Would you write out the listing verbatim and skip every picture in it?

━━━━━ GIVEN INFORMATION ━━━━━

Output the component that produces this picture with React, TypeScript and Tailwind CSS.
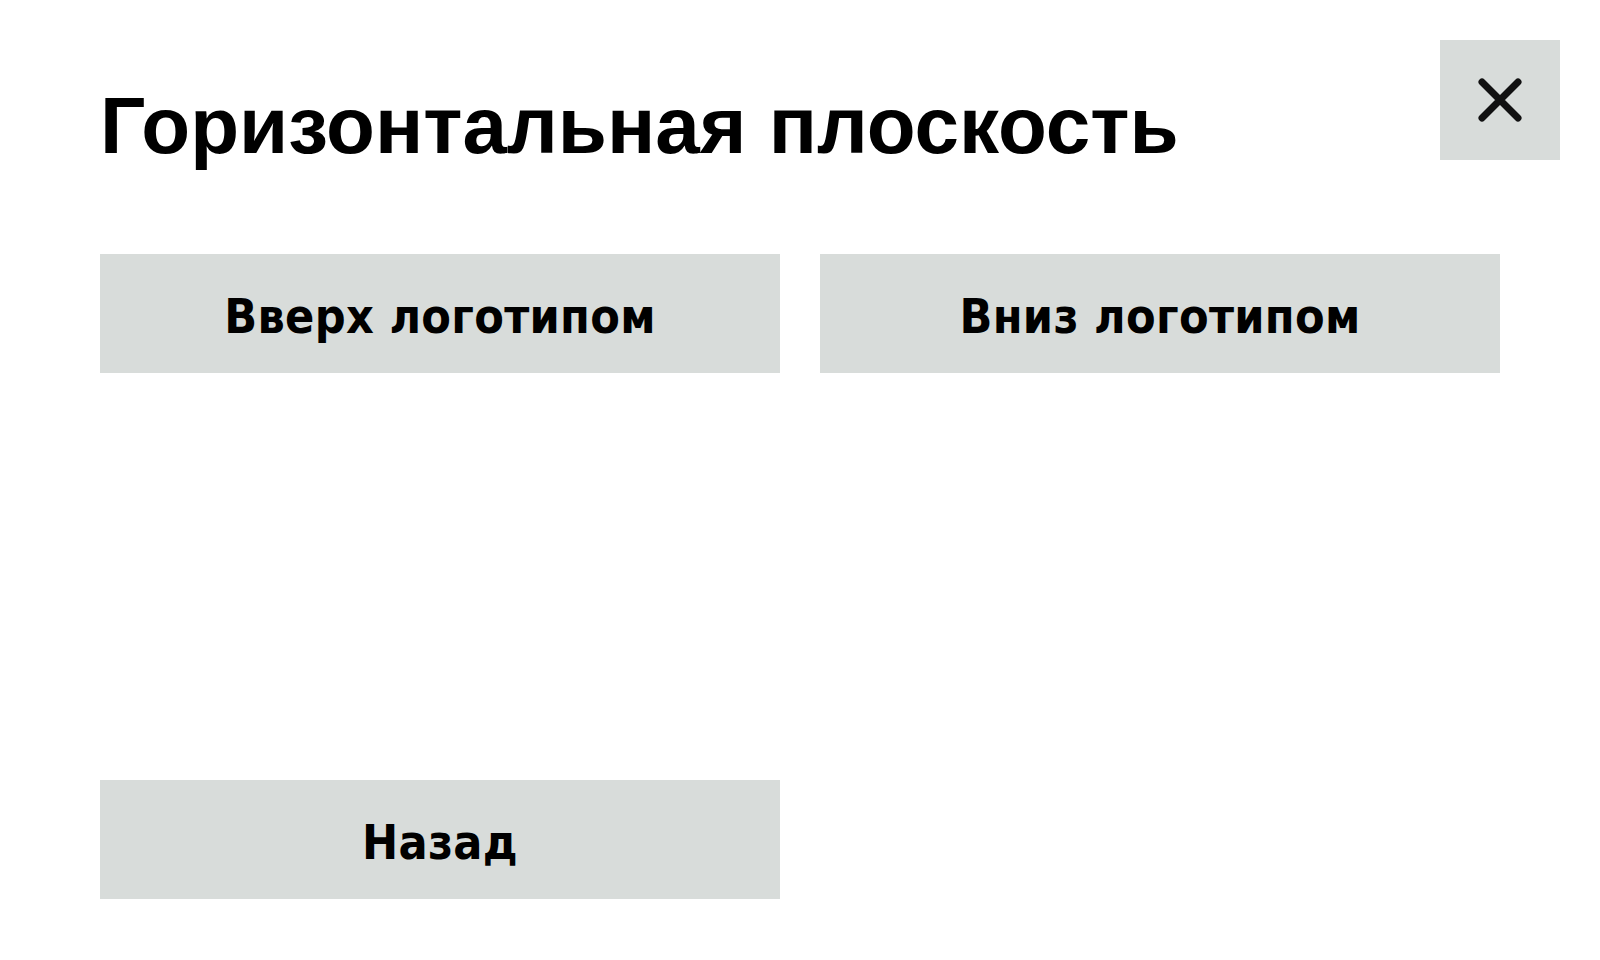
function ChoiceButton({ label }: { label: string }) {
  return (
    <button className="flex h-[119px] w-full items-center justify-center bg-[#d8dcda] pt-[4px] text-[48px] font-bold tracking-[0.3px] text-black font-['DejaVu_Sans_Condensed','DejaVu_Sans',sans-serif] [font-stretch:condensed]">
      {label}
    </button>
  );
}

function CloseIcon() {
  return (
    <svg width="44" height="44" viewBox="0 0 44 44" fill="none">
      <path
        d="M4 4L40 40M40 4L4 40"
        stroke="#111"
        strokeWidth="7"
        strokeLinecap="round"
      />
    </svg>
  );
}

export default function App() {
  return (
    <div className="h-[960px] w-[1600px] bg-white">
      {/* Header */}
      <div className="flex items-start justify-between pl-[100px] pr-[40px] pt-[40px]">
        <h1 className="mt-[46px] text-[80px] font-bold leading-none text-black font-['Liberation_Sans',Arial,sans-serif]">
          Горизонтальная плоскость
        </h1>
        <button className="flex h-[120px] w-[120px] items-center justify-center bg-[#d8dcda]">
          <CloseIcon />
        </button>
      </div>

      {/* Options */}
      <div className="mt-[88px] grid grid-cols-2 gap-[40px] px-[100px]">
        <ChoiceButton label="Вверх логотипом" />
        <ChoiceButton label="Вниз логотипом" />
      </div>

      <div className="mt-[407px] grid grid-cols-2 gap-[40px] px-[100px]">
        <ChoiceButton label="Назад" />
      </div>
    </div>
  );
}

━━━━━

### OUTPUT OF THE EXERCISE
Output the component that produces this picture with React, TypeScript and Tailwind CSS.
function ChoiceButton({ label }: { label: string }) {
  return (
    <button className="flex h-[119px] w-full items-center justify-center bg-[#d8dcda] pt-[4px] text-[48px] font-bold tracking-[0.3px] text-black font-['DejaVu_Sans_Condensed','DejaVu_Sans',sans-serif] [font-stretch:condensed]">
      {label}
    </button>
  );
}

function CloseIcon() {
  return (
    <svg width="44" height="44" viewBox="0 0 44 44" fill="none">
      <path
        d="M4 4L40 40M40 4L4 40"
        stroke="#111"
        strokeWidth="7"
        strokeLinecap="round"
      />
    </svg>
  );
}

export default function App() {
  return (
    <div className="h-[960px] w-[1600px] bg-white">
      {/* Header */}
      <div className="flex items-start justify-between pl-[100px] pr-[40px] pt-[40px]">
        <h1 className="mt-[46px] text-[80px] font-bold leading-none text-black font-['Liberation_Sans',Arial,sans-serif]">
          Горизонтальная плоскость
        </h1>
        <button className="flex h-[120px] w-[120px] items-center justify-center bg-[#d8dcda]">
          <CloseIcon />
        </button>
      </div>

      {/* Options */}
      <div className="mt-[88px] grid grid-cols-2 gap-[40px] px-[100px]">
        <ChoiceButton label="Вверх логотипом" />
        <ChoiceButton label="Вниз логотипом" />
      </div>

      <div className="mt-[407px] grid grid-cols-2 gap-[40px] px-[100px]">
        <ChoiceButton label="Назад" />
      </div>
    </div>
  );
}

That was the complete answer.